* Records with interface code

----

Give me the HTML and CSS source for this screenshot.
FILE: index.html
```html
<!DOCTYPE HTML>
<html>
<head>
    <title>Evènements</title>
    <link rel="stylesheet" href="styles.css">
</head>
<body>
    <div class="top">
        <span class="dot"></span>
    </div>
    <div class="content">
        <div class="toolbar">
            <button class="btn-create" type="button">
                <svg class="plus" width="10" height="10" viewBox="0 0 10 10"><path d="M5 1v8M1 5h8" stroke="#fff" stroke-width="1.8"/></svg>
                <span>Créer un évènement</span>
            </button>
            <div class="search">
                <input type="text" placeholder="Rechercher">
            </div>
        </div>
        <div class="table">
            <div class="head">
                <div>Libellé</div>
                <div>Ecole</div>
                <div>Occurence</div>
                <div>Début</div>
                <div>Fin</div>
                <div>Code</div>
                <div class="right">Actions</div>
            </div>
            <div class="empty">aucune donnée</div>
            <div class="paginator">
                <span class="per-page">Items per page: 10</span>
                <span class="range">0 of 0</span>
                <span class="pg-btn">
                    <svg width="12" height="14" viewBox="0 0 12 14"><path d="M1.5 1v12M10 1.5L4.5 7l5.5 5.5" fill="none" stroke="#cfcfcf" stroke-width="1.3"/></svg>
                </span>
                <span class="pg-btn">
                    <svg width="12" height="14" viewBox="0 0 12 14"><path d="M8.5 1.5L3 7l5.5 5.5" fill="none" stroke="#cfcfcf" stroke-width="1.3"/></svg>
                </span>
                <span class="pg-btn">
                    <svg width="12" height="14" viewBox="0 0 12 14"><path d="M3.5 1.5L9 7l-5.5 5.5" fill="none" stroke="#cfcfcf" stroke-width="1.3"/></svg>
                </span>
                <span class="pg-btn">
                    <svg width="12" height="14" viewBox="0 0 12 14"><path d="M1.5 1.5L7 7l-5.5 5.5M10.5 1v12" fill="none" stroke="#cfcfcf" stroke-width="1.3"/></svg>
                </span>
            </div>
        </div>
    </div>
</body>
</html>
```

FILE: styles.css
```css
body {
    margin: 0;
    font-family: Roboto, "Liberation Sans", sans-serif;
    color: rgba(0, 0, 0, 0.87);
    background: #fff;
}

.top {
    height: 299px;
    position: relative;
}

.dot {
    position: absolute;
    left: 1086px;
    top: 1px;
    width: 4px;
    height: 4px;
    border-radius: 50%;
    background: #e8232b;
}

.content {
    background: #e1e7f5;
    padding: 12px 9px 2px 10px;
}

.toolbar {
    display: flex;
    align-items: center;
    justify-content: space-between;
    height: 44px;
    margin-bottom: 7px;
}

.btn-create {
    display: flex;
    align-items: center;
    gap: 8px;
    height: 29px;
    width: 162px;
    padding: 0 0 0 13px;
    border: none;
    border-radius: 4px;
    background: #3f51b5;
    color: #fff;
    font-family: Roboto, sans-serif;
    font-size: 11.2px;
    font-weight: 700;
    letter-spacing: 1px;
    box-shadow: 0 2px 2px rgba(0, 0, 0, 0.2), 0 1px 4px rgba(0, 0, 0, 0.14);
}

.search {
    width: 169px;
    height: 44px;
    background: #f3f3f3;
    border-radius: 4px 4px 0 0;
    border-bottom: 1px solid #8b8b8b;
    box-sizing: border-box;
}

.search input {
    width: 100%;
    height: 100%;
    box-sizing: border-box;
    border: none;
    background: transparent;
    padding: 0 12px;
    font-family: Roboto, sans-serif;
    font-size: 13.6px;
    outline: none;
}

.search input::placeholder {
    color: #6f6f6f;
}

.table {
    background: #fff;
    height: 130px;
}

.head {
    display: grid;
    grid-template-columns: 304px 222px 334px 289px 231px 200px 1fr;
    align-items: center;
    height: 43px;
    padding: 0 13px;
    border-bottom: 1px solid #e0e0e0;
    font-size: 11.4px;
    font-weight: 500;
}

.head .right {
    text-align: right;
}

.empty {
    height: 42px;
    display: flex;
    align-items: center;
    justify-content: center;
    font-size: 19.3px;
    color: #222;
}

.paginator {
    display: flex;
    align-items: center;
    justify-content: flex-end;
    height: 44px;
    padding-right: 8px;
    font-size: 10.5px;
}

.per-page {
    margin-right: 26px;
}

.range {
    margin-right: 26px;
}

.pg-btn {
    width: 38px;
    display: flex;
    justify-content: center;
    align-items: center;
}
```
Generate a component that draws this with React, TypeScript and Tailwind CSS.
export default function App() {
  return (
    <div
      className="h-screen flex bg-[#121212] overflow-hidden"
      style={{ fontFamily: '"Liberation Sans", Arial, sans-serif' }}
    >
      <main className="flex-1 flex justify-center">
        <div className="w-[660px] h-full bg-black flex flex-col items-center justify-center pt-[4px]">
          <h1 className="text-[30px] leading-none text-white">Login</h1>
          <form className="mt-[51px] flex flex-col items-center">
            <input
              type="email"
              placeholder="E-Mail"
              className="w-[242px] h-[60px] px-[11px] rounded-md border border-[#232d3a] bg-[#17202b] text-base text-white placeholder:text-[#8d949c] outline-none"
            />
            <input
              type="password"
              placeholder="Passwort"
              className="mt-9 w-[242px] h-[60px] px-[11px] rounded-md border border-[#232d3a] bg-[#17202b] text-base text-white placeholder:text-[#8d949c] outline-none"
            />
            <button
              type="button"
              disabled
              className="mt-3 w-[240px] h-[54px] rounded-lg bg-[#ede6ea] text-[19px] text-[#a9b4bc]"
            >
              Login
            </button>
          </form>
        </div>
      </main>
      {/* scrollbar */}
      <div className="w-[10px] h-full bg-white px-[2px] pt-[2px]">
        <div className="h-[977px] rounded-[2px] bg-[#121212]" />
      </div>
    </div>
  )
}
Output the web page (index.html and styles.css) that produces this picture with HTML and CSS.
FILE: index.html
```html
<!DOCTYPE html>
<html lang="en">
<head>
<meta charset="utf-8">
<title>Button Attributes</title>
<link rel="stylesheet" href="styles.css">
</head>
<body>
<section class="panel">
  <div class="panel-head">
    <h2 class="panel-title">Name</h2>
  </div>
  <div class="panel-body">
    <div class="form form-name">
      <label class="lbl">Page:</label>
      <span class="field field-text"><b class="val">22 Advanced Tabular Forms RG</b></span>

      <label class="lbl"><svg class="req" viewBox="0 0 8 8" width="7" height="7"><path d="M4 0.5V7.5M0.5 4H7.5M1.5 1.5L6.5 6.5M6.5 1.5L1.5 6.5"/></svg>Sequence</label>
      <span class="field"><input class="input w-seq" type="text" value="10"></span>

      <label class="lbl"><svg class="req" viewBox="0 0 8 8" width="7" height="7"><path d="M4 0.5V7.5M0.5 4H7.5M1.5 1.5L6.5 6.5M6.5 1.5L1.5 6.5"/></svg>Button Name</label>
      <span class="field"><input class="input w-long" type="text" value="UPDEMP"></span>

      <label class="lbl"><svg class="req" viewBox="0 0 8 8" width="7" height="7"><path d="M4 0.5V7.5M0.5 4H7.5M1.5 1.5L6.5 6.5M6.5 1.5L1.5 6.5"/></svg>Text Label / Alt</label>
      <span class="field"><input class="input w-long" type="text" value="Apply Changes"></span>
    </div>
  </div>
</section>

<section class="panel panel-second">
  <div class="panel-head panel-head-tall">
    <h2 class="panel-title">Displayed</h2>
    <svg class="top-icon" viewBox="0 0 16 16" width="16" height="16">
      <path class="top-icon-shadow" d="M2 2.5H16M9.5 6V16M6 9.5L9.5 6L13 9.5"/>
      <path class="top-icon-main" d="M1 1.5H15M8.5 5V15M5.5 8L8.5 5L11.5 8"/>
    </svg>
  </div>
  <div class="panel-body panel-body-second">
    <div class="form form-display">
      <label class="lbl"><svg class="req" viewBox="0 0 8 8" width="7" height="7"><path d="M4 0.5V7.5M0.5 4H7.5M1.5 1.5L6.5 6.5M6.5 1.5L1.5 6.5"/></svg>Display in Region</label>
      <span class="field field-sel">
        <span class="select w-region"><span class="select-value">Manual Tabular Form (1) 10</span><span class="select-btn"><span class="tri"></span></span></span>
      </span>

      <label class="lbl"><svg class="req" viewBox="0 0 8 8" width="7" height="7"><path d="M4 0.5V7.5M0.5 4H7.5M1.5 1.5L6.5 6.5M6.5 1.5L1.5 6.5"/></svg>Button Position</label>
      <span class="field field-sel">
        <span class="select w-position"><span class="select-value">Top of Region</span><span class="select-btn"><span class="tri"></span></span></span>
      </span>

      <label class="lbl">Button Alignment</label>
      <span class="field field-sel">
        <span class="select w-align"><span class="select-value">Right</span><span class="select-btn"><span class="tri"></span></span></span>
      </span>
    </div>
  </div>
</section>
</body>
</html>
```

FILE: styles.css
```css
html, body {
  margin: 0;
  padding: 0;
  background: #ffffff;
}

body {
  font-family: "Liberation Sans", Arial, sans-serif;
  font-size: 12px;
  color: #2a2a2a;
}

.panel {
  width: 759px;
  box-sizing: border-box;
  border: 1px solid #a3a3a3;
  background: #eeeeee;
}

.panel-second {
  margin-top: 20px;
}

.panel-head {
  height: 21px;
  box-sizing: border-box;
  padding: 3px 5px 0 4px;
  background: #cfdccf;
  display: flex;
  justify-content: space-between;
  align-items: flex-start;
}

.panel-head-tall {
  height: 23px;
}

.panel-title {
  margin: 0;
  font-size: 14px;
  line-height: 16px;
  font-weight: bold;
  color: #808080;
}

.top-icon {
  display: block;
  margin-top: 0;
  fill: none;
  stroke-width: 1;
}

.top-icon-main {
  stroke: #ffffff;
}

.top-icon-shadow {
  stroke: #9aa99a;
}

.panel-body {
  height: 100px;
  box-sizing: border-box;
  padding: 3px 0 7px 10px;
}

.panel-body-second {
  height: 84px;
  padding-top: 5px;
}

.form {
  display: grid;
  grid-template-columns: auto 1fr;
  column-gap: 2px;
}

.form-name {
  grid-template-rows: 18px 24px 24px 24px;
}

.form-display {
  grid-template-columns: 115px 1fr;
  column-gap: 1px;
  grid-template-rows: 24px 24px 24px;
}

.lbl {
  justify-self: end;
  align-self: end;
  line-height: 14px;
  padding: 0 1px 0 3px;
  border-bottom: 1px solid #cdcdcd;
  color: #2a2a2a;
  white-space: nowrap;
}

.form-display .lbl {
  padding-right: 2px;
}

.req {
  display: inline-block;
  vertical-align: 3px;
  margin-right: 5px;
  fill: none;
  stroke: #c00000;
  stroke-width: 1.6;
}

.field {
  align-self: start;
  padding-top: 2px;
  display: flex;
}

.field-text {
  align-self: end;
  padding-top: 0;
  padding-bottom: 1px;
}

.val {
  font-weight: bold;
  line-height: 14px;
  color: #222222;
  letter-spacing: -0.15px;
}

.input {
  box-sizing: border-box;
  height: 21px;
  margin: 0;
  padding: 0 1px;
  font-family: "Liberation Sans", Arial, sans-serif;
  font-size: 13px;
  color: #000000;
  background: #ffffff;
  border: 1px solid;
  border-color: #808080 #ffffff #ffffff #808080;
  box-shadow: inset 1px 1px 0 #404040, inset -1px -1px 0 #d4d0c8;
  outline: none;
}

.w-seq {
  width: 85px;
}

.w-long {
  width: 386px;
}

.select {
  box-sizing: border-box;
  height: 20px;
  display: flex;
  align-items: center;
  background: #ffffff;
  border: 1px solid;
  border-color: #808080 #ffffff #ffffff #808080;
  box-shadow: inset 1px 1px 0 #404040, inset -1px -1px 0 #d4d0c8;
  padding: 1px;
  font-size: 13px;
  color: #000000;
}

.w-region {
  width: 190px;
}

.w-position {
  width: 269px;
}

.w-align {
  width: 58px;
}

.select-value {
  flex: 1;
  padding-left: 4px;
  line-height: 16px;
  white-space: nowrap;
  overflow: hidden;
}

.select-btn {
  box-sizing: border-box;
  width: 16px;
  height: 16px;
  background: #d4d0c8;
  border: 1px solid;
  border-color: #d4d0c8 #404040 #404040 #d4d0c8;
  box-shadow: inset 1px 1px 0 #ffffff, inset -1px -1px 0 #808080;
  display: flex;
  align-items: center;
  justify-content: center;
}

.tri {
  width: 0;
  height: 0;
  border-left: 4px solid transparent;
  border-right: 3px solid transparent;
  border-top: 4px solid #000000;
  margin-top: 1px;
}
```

----

* Exercise objective
Look through the listing above. Pick out each line with "that" and copy it.

* Answer for the task
Generate a component that draws this with React, TypeScript and Tailwind CSS.
Output the web page (index.html and styles.css) that produces this picture with HTML and CSS.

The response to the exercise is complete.